Okay so you are finally coming to terms with the fact putting your hard earned cash in a savings account will not make you wealthy or help you retire comfortably. Regardless of your age you know that investing is the way to make your money work for you. It’s like Shark Tank investor Kevin O’Leary says, “My money are like my soldiers, I send them to war so they can capture more money”. In other words, his money works for him not the other way around. Like anything you are new to, investing takes preparation. Before jumping in, you need to make sure to establish a good foundation. You need a good financial foundation before you even consider investing.

Here are our top 5 things anyone, regardless of age, income or investing knowledge needs to do before jumping in the ring with the Market.
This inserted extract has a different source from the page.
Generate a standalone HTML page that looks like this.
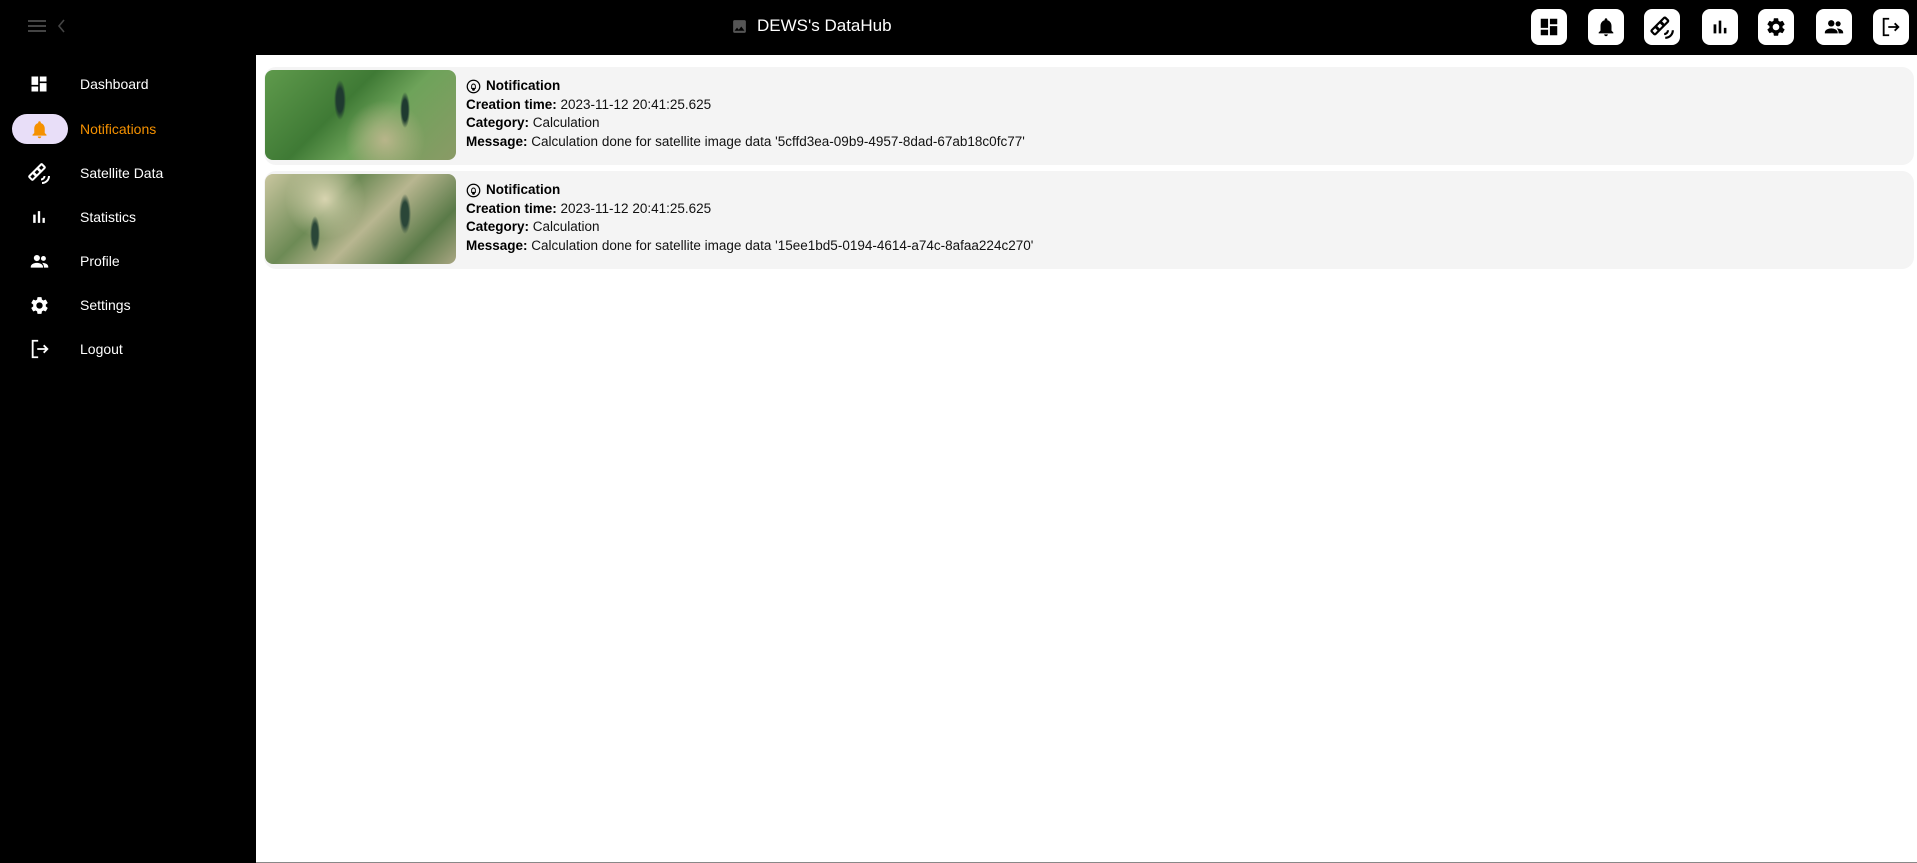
<!DOCTYPE html>
<html><head><meta charset="utf-8"><style>
*{box-sizing:border-box;margin:0;padding:0}
body{width:1917px;height:863px;background:#000;font-family:"Liberation Sans",sans-serif;position:relative;overflow:hidden}
.hdr{position:absolute;left:0;top:0;width:1917px;height:55px;background:#000}
.title{position:absolute;left:731px;top:16px;color:#fff;font-size:17px;display:flex;align-items:center;gap:9px}
.btn{position:absolute;top:9px;width:36px;height:36px;background:#fff;border-radius:8px;display:flex;align-items:center;justify-content:center}
.main{position:absolute;left:256px;top:55px;width:1661px;height:808px;background:#fff;border-bottom:1px solid #888}
.item{position:absolute;left:0;width:256px;height:36px;display:flex;align-items:center;color:#fff;font-size:14px}
.item svg{position:absolute;left:29px}
.item span{position:absolute;left:80px}
.pill{position:absolute;left:12px;top:114px;width:56px;height:30px;border-radius:15px;background:#e8def8}
.card{position:absolute;left:264px;width:1650px;height:98px;background:#f4f4f4;border-radius:12px}
.img{position:absolute;left:1px;top:3px;width:191px;height:90px;border-radius:8px}
.txt{position:absolute;left:202px;top:10px;font-size:13.5px;line-height:18.7px;color:#111}
.txt b{font-weight:bold;color:#000}
</style></head><body>
<div class="hdr">
<svg style="position:absolute;left:28px;top:20px" width="18" height="13"><rect y="0" width="18" height="2" fill="#444"/><rect y="5" width="18" height="2" fill="#444"/><rect y="10" width="18" height="2" fill="#444"/></svg>
<svg style="position:absolute;left:57px;top:19px" width="8" height="14"><path d="M7 1L2 7l5 6" stroke="#444" stroke-width="1.6" fill="none"/></svg>
<div class="title"><svg width="17" height="17" viewBox="0 0 24 24"><path fill="#555" d="M21 19V5c0-1.1-.9-2-2-2H5c-1.1 0-2 .9-2 2v14c0 1.1.9 2 2 2h14c1.1 0 2-.9 2-2zM8.5 13.5l2.5 3 3.5-4.5 4.5 6H5l3.5-4.5z"/></svg>DEWS's DataHub</div>
<div class="btn" style="left:1531px"><svg width="22" height="22" viewBox="0 0 24 24"><path d="M3 13h8V3H3v10zm0 8h8v-6H3v6zm10 0h8V11h-8v10zm0-18v6h8V3h-8z"/></svg></div>
<div class="btn" style="left:1588px"><svg width="22" height="22" viewBox="0 0 24 24"><path d="M12 22c1.1 0 2-.9 2-2h-4c0 1.1.9 2 2 2zm6-6v-5c0-3.07-1.63-5.64-4.5-6.32V4c0-.83-.67-1.5-1.5-1.5s-1.5.67-1.5 1.5v.68C7.64 5.360 6 7.92 6 11v5l-2 2v1h16v-1l-2-2z"/></svg></div>
<div class="btn" style="left:1644px"><svg width="26" height="26" viewBox="0 0 24 24"><g transform="rotate(-45 10 11)"><rect x="0" y="7.5" width="20" height="7" rx="2"/><rect x="2" y="9.5" width="3.5" height="3" fill="#fff"/><rect x="8.2" y="9.5" width="3.5" height="3" fill="#fff"/><rect x="14.4" y="9.5" width="3.5" height="3" fill="#fff"/></g><path d="M15 22a7 7 0 0 0 7-7M14 18.5a3.5 3.5 0 0 0 3.5-3.5" stroke="#000" stroke-width="2" fill="none"/></svg></div>
<div class="btn" style="left:1702px"><svg width="22" height="22" viewBox="0 0 24 24"><path d="M5 9.2h3V19H5zM10.6 5h2.8v14h-2.8zm5.6 8H19v6h-2.8z"/></svg></div>
<div class="btn" style="left:1758px"><svg width="22" height="22" viewBox="0 0 24 24"><path d="M19.14 12.94c.04-.3.06-.61.06-.94 0-.32-.02-.64-.07-.94l2.03-1.58a.49.49 0 0 0 .12-.61l-1.92-3.32a.49.49 0 0 0-.59-.22l-2.39.96c-.5-.38-1.03-.7-1.62-.94l-.36-2.54a.48.48 0 0 0-.48-.41h-3.84c-.24 0-.43.17-.47.41l-.36 2.54c-.59.24-1.13.57-1.62.94l-2.39-.96a.49.49 0 0 0-.59.22L2.74 8.87c-.12.21-.08.47.12.61l2.03 1.58c-.05.3-.09.63-.09.94s.02.64.07.94l-2.03 1.58a.49.49 0 0 0-.12.61l1.92 3.32c.12.22.37.29.59.22l2.39-.96c.5.38 1.03.7 1.62.94l.36 2.54c.05.24.24.41.48.41h3.84c.24 0 .44-.17.47-.41l.36-2.54c.59-.24 1.13-.56 1.62-.94l2.39.96c.22.08.47 0 .59-.22l1.92-3.32c.12-.22.07-.47-.12-.61l-2.01-1.58zM12 15.6c-1.98 0-3.6-1.62-3.6-3.6s1.62-3.6 3.6-3.6 3.6 1.62 3.6 3.6-1.62 3.6-3.6 3.6z"/></svg></div>
<div class="btn" style="left:1816px"><svg width="22" height="22" viewBox="0 0 24 24"><circle cx="9" cy="8" r="3.5"/><circle cx="16.5" cy="8.5" r="2.8"/><path d="M2 18c0-3 4-4.5 7-4.5s7 1.5 7 4.5v1H2zM15 13.6c3 0 7 1.2 7 4.4v1h-5v-1c0-1.8-.8-3.2-2-4.4z"/></svg></div>
<div class="btn" style="left:1873px"><svg width="22" height="22" viewBox="0 0 24 24"><path d="M10 3H4v18h6" stroke="#000" stroke-width="2" fill="none"/><path d="M9 12h11M16 8l4 4-4 4" stroke="#000" stroke-width="2" fill="none"/></svg></div>
</div>

<div class="pill"></div>
<div class="item" style="top:66px"><svg width="20" height="20" viewBox="0 0 24 24"><path fill="#fff" d="M3 13h8V3H3v10zm0 8h8v-6H3v6zm10 0h8V11h-8v10zm0-18v6h8V3h-8z"/></svg><span>Dashboard</span></div>
<div class="item" style="top:111px;color:#f59100"><svg width="21" height="21" viewBox="0 0 24 24"><path fill="#f59100" d="M12 22c1.1 0 2-.9 2-2h-4c0 1.1.9 2 2 2zm6-6v-5c0-3.07-1.63-5.64-4.5-6.32V4c0-.83-.67-1.5-1.5-1.5s-1.5.67-1.5 1.5v.68C7.64 5.36 6 7.92 6 11v5l-2 2v1h16v-1l-2-2z"/></svg><span>Notifications</span></div>
<div class="item" style="top:155px"><svg width="24" height="24" viewBox="0 0 24 24" style="left:27px"><g transform="rotate(-45 10 11)"><rect x="0" y="7.5" width="20" height="7" rx="2" fill="#fff"/><rect x="2" y="9.5" width="3.5" height="3" fill="#000"/><rect x="8.2" y="9.5" width="3.5" height="3" fill="#000"/><rect x="14.4" y="9.5" width="3.5" height="3" fill="#000"/></g><path d="M15 22a7 7 0 0 0 7-7M14 18.5a3.5 3.5 0 0 0 3.5-3.5" stroke="#fff" stroke-width="2" fill="none"/></svg><span>Satellite Data</span></div>
<div class="item" style="top:199px"><svg width="20" height="20" viewBox="0 0 24 24"><path fill="#fff" d="M5 9.2h3V19H5zM10.6 5h2.8v14h-2.8zm5.6 8H19v6h-2.8z"/></svg><span>Statistics</span></div>
<div class="item" style="top:243px"><svg width="21" height="21" viewBox="0 0 24 24" fill="#fff"><circle cx="9" cy="8" r="3.5"/><circle cx="16.5" cy="8.5" r="2.8"/><path d="M2 18c0-3 4-4.5 7-4.5s7 1.5 7 4.5v1H2zM15 13.6c3 0 7 1.2 7 4.4v1h-5v-1c0-1.8-.8-3.2-2-4.4z"/></svg><span>Profile</span></div>
<div class="item" style="top:287px"><svg width="21" height="21" viewBox="0 0 24 24"><path fill="#fff" d="M19.14 12.94c.04-.3.06-.61.06-.94 0-.32-.02-.64-.07-.94l2.03-1.58a.49.49 0 0 0 .12-.61l-1.92-3.32a.49.49 0 0 0-.59-.22l-2.39.96c-.5-.38-1.03-.7-1.62-.94l-.36-2.54a.48.48 0 0 0-.48-.41h-3.84c-.24 0-.43.17-.47.41l-.36 2.54c-.59.24-1.13.57-1.62.94l-2.39-.96a.49.49 0 0 0-.59.22L2.74 8.87c-.12.21-.08.47.12.61l2.03 1.58c-.05.3-.09.63-.09.94s.02.64.07.94l-2.03 1.58a.49.49 0 0 0-.12.61l1.92 3.32c.12.22.37.29.59.22l2.39-.96c.5.38 1.03.7 1.62.94l.36 2.54c.05.24.24.41.48.41h3.84c.24 0 .44-.17.47-.41l.36-2.54c.59-.24 1.13-.56 1.62-.94l2.39.96c.22.08.47 0 .59-.22l1.92-3.32c.12-.22.07-.47-.12-.61l-2.01-1.58zM12 15.6c-1.98 0-3.6-1.62-3.6-3.6s1.62-3.6 3.6-3.6 3.6 1.62 3.6 3.6-1.62 3.6-3.6 3.6z"/></svg><span>Settings</span></div>
<div class="item" style="top:331px"><svg width="22" height="22" viewBox="0 0 24 24"><path d="M10 3H4v18h6" stroke="#fff" stroke-width="2" fill="none"/><path d="M9 12h11M16 8l4 4-4 4" stroke="#fff" stroke-width="2" fill="none"/></svg><span>Logout</span></div>

<div class="main"></div>
<div class="card" style="top:67px">
<div class="img" style="background:radial-gradient(ellipse 6px 20px at 75px 30px,#1f3a30 60%,transparent 100%),radial-gradient(ellipse 5px 18px at 140px 40px,#1f3a30 60%,transparent 100%),radial-gradient(circle at 120px 70px,#b8b58a 0,transparent 40px),linear-gradient(135deg,#5f9a4c,#3f7a35 40%,#6ea35a 60%,#8a9a66)"></div>
<div class="txt"><div style="display:flex;align-items:center;gap:5px"><svg width="15" height="15" viewBox="0 0 24 24"><circle cx="12" cy="12" r="10" stroke="#000" stroke-width="2" fill="none"/><path d="M12 18a1.5 1.5 0 0 0 1.5-1.5h-3A1.5 1.5 0 0 0 12 18zm3-3v-3.5c0-1.8-.9-3.2-3-3.5-2.1.3-3 1.7-3 3.5V15z" stroke="#000" stroke-width="1.5" fill="none"/></svg><b>Notification</b></div>
<div><b>Creation time:</b> 2023-11-12 20:41:25.625</div>
<div><b>Category:</b> Calculation</div>
<div><b>Message:</b> Calculation done for satellite image data '5cffd3ea-09b9-4957-8dad-67ab18c0fc77'</div></div>
</div>
<div class="card" style="top:171px">
<div class="img" style="background:radial-gradient(ellipse 6px 20px at 140px 40px,#2a4638 60%,transparent 100%),radial-gradient(ellipse 5px 18px at 50px 60px,#2a4638 60%,transparent 100%),radial-gradient(circle at 60px 25px,#d8d4b0 0,transparent 40px),linear-gradient(135deg,#c9c69f,#6d8a55 35%,#b8b690 55%,#5a7a48 80%,#a9a682)"></div>
<div class="txt"><div style="display:flex;align-items:center;gap:5px"><svg width="15" height="15" viewBox="0 0 24 24"><circle cx="12" cy="12" r="10" stroke="#000" stroke-width="2" fill="none"/><path d="M12 18a1.5 1.5 0 0 0 1.5-1.5h-3A1.5 1.5 0 0 0 12 18zm3-3v-3.5c0-1.8-.9-3.2-3-3.5-2.1.3-3 1.7-3 3.5V15z" stroke="#000" stroke-width="1.5" fill="none"/></svg><b>Notification</b></div>
<div><b>Creation time:</b> 2023-11-12 20:41:25.625</div>
<div><b>Category:</b> Calculation</div>
<div><b>Message:</b> Calculation done for satellite image data '15ee1bd5-0194-4614-a74c-8afaa224c270'</div></div>
</div>
</body></html>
Pay off your Credit Card Debt

The top notch hedge fund managers make an average of 15-20% return on their money and that is when they are having a pretty good year. If you carry a balance on your Credit Cards then you are paying an average of 15-20% in interest and fees. So let’s say you pulled the trigger on some investment products and you were lucky enough to get 7-10% return on your investment but on the other side you also paid 15-20% in interest to the bank. The bottom line is that a return on your investment is not guaranteed however; paying interest on the balance you are carrying is something you cannot avoid.

Emergency Funds

Our economy is unpredictable and can end up in the toilet in the blink of an eye. It’s also important to remember that the economy usually takes your job down with it. For these reasons most people know how important it is to stash 6 to 9 months of living expenses aside in case of job loss. Doing this would also definitely help many of us sleep better at night knowing that no matter what happens tomorrow, you and your family will still be able to buy 3 different kinds of cereal not just the cheap one!!

With all that being said you can’t invest without establishing at least 6 to 9 months of living expenses on the side.

Get “Free Money” From Your Employer

This is a no brainer. If your employer matches some or all of your contributions into a retirement account and you are not taking advantage of this free money, then you are leaving money on the table. C’mon we both know your employer doesn’t pay you enough already, so please take advantage of his free money.

Know What You Are Getting Yourself Into

The investing world is by all means a beast, sometimes an ugly one. You could say it’s the beast from the Beauty and the Beast movie. He is ugly and scary but once you get to know him, he can be rewarding and kind. Before cuddling with this beast, consider learning as much as you can by doing your homework. Know your options and what suites your plan and risk tolerance. You can check our Investing 101 for details.

Know Your Risk Tolerance

How much risk a person can tolerate can differ greatly. To find out your risk tolerance you should consider many factors such as your income and expenses and whether you are single or married with a family. The main elephant in the room is your age.

For example, if you are 5 years away from retirement you might think twice before being an aggressive investor. If you are in your 20s then it doesn’t make any sense to put all of your money in bonds and CDs.

If you will not be able to sleep at night when the market takes a hit then you should consider a very conservative portfolio.